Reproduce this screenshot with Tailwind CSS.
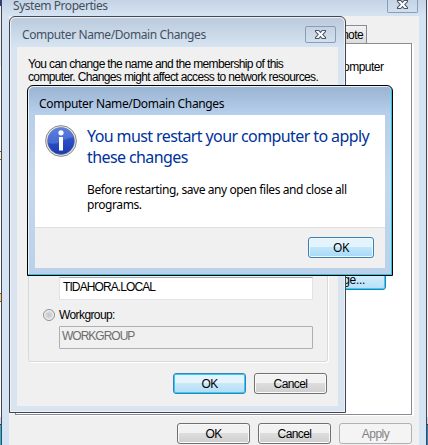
<!DOCTYPE html>
<html lang="en">
<head>
<meta charset="utf-8">
<title>System Properties</title>
<script src="https://cdn.jsdelivr.net/npm/@tailwindcss/browser@4"></script>
</head>
<body class="relative w-[428px] h-[445px] overflow-hidden bg-white font-['Liberation_Sans',Arial,sans-serif] text-[12px] tracking-[-0.6px] leading-[13px] text-black">
  <!-- desktop slivers behind the windows -->
  <div class="absolute inset-y-0 left-0 w-[2px] flex flex-col">
    <div class="h-[6px] bg-[#2b3a9c]"></div>
    <div class="h-[60px] bg-[#eef2f8]"></div>
    <div class="h-[85px]"></div>
    <div class="h-[9px] border-y border-[#a04a20] bg-[#fff3cc]"></div>
    <div class="h-[133px]"></div>
    <div class="h-[9px] border-y border-[#a04a20] bg-[#ffd27a]"></div>
    <div class="h-[115px]"></div>
    <div class="h-[7px] bg-[#c8d8e6]"></div>
    <div class="grow bg-[#25b5dc] border-t border-[#333]"></div>
  </div>
  <div class="absolute inset-y-0 right-0 w-[2px] flex flex-col">
    <div class="h-[417px] bg-[#f4f4f4]"></div>
    <div class="h-[7px] bg-[#d0d0d0]"></div>
    <div class="grow bg-[#2384c4] border-t border-[#333]"></div>
  </div>

  <!-- System Properties -->
  <section class="absolute left-[1px] top-0 w-[426px] h-[445px] border-x border-[#44454f] bg-[#d6e3f2] px-[7px] flex flex-col">
    <header class="h-[16px] -mx-[7px] pl-[11px] pr-[8px] flex justify-between bg-linear-to-b from-[#c5d4e5] to-[#d5e3f2]">
      <h1 class="font-['Noto_Sans','Open_Sans',sans-serif] text-[12px] leading-[11px] text-[#45505f] whitespace-nowrap tracking-[-0.45px]">System Properties</h1>
      <div class="w-[31px] h-[13px] border border-t-0 border-[#8e9bb8] rounded-b-[2px] flex justify-center">
        <svg class="w-[13px] h-[11px] -mt-[1px]" viewBox="0 0 13 11"><path d="M1.500 1.500H4.800L6.500 3.400 8.200 1.500H11.500V2.500L8.800 5.500 11.500 8.500V9.500H8.200L6.500 7.600 4.800 9.500H1.500V8.500L4.200 5.500 1.500 2.500Z" fill="#fff" stroke="#4e5666" stroke-width="1.100"/></svg>
      </div>
    </header>
    <div class="h-[429px] bg-[#f0f0f0] pl-[6px] pr-[7px] pt-[9px] flex flex-col">
      <div class="h-[18px] flex">
        <div class="w-[352px] border-t border-r border-[#898c95] bg-linear-to-b from-[#f2f2f2] to-[#dcdcdc] text-right pr-[3px] pt-[3px]">Remote</div>
      </div>
      <div class="w-[397px] h-[372px] border border-[#898c95] bg-white pt-[17px] pl-[327px] flex flex-col shadow-[2px_1px_0_#fff]">
        <p class="w-[60px] text-nowrap tracking-[-0.5px]">omputer</p>
        <div class="mt-[198px] -ml-[15px] w-[58px] h-[18px] rounded-[3px] border border-[#2f7fae] bg-linear-to-b from-[#d9f0fc] to-[#b5e0f8] shadow-[inset_0_0_0_1px_#2fd0fa] text-right pr-[20px] pt-[1px] tracking-[-0.3px]">ge...</div>
      </div>
      <div class="flex gap-[8px] ml-[162px] mt-[8px] text-center leading-[20px]">
        <button class="w-[73px] h-[21px] shrink-0 rounded-[3px] border border-[#707070] shadow-[inset_0_0_0_1px_#fafafa] bg-linear-to-b from-[#f2f2f2] from-45% via-[#dddddd] via-50% to-[#cfcfcf]">OK</button>
        <button class="w-[73px] h-[21px] shrink-0 rounded-[3px] border border-[#707070] shadow-[inset_0_0_0_1px_#fafafa] bg-linear-to-b from-[#f2f2f2] from-45% via-[#dddddd] via-50% to-[#cfcfcf]">Cancel</button>
        <button class="w-[73px] h-[21px] shrink-0 rounded-[3px] border border-[#adb2b5] bg-[#f4f4f4] text-[#838383] tracking-[-0.5px]">Apply</button>
      </div>
    </div>
  </section>

  <!-- Computer Name/Domain Changes -->
  <section class="absolute left-[9px] top-[16px] w-[337px] h-[397px] rounded-t-[6px] border border-[#44454f] bg-[#d8e4f0] shadow-[inset_0_0_0_1px_#eef0f8] px-[7px] flex flex-col">
    <header class="h-[29px] -mx-[6px] mt-px pl-[11px] pr-[8px] pt-[8px] rounded-t-[5px] flex justify-between bg-linear-to-b from-[#bccbdd] to-[#d6e4f2]">
      <h2 class="font-['Noto_Sans','Open_Sans',sans-serif] text-[12px] leading-[18px] text-[#45505f] whitespace-nowrap tracking-[-0.4px]">Computer Name/Domain Changes</h2>
      <div class="w-[31px] h-[17px] border border-[#8e9bb8] rounded-[2px] flex items-center justify-center">
        <svg class="w-[13px] h-[11px]" viewBox="0 0 13 11"><path d="M1.500 1.500H4.800L6.500 3.400 8.200 1.500H11.500V2.500L8.800 5.500 11.500 8.500V9.500H8.200L6.500 7.600 4.800 9.500H1.500V8.500L4.200 5.500 1.500 2.500Z" fill="#fff" stroke="#4e5666" stroke-width="1.100"/></svg>
      </div>
    </header>
    <div class="w-[321px] h-[359px] bg-[#f0f0f0] pl-[11px] pt-[11px] flex flex-col">
      <p class="whitespace-nowrap tracking-[-0.64px]">You can change the name and the membership of this<br>computer. Changes might affect access to network resources.</p>
      <div class="mt-[13px] w-[300px] h-[265px] border border-[#d5dade] rounded-[3px] shadow-[1px_1px_0_#fff] pl-[30px] pt-[178px] flex flex-col">
        <div class="w-[254px] h-[23px] mt-px bg-white border border-[#e2e3ea] border-t-[#abadb3] pl-[3px] leading-[18px] tracking-[-0.9px]">TIDAHORA.LOCAL</div>
        <div class="h-[26px] -ml-[16px] pt-[4px] flex items-center gap-[4px]">
          <span class="size-[12px] rounded-full border border-[#8e8f8f] bg-radial from-[#bfc4ca] to-[#f4f4f4] shadow-[inset_0_0_0_1px_#f4f4f4]"></span>
          <span>Workgroup:</span>
        </div>
        <div class="w-[254px] h-[23px] border border-[#afafaf] rounded-[1px] pl-[2px] leading-[18px] text-[#6d6d6d] tracking-[-1px]">WORKGROUP</div>
      </div>
      <div class="flex gap-[8px] ml-[145px] mt-[11px] text-center leading-[20px]">
        <button class="w-[73px] h-[21px] shrink-0 rounded-[3px] border border-[#3c7fb1] shadow-[inset_0_0_0_1px_#2fcdf8] bg-linear-to-b from-[#e5f4fc] from-45% via-[#c9e8f9] via-50% to-[#b0def7]">OK</button>
        <button class="w-[73px] h-[21px] shrink-0 rounded-[3px] border border-[#707070] shadow-[inset_0_0_0_1px_#fafafa] bg-linear-to-b from-[#f2f2f2] from-45% via-[#dddddd] via-50% to-[#cfcfcf]">Cancel</button>
      </div>
    </div>
  </section>

  <!-- Restart prompt -->
  <section class="absolute left-[27px] top-[85px] w-[366px] h-[191px] rounded-t-[6px] border border-black bg-linear-to-b from-[#b3cbe6] via-[#c5d8ed] via-50% to-[#b9d1ea] shadow-[inset_-1px_-1px_0_#25c8e0,inset_1px_1px_0_#e8f2fb] px-[7px] flex flex-col">
    <header class="h-[28px] -mx-[6px] mt-px pl-[10px] pt-[8px] rounded-t-[5px] bg-linear-to-b from-[#9bb4d2] to-[#b7d0ec]">
      <h2 class="font-['Noto_Sans','Open_Sans',sans-serif] text-[12px] leading-[18px] whitespace-nowrap tracking-[-0.35px]">Computer Name/Domain Changes</h2>
    </header>
    <div class="h-[112px] w-[350px] bg-white pl-[10px] pt-[10px] flex gap-[10px]">
      <svg class="size-[32px] shrink-0" viewBox="0 0 32 32">
        <defs>
          <linearGradient id="b" x1="0" y1="0" x2="0" y2="1"><stop offset="0" stop-color="#4a6fd6"/><stop offset=".45" stop-color="#2c50c8"/><stop offset="1" stop-color="#1a39b0"/></linearGradient>
        </defs>
        <circle cx="16" cy="16" r="15.400" fill="#e4e4e4" stroke="#8b8b8b"/>
        <circle cx="16" cy="16" r="13.400" fill="url(#b)" stroke="#5b6a99" stroke-width=".6"/>
        <path d="M3.200 18A12.900 12.900 0 0 1 28.300 12Q22 13 16 16.500T3.200 18Z" fill="#7b9bea" opacity=".4"/>
        <circle cx="16" cy="7.800" r="2.600" fill="#fff"/>
        <path d="M14 12H18V25.500H14Z" fill="#fff"/>
      </svg>
      <div class="font-['Noto_Sans','Open_Sans',sans-serif] whitespace-nowrap pt-px">
        <h3 class="text-[16px] leading-[21px] text-[#003399] tracking-[-0.6px]">You must restart your computer to apply<br>these changes</h3>
        <p class="mt-[14px] text-[12px] leading-[15px] tracking-[-0.42px]">Before restarting, save any open files and close all<br>programs.</p>
      </div>
    </div>
    <footer class="w-[350px] h-[41px] bg-[#f0f0f0] border-t border-[#dfdfdf] flex justify-end pr-[11px] pt-[9px]">
      <button class="w-[66px] h-[21px] rounded-[3px] border border-[#3c7fb1] shadow-[inset_0_0_0_1px_#eef9ff] bg-linear-to-b from-[#e5f4fc] from-45% via-[#bfe6fb] via-50% to-[#a7d9f5] font-['Noto_Sans','Open_Sans',sans-serif] text-[12px] leading-[18px] tracking-[-0.4px]">OK</button>
    </footer>
  </section>
</body>
</html>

· · · ·

What to do:
How many of these lines contain "this"? Write only the number.

Exercise response:
2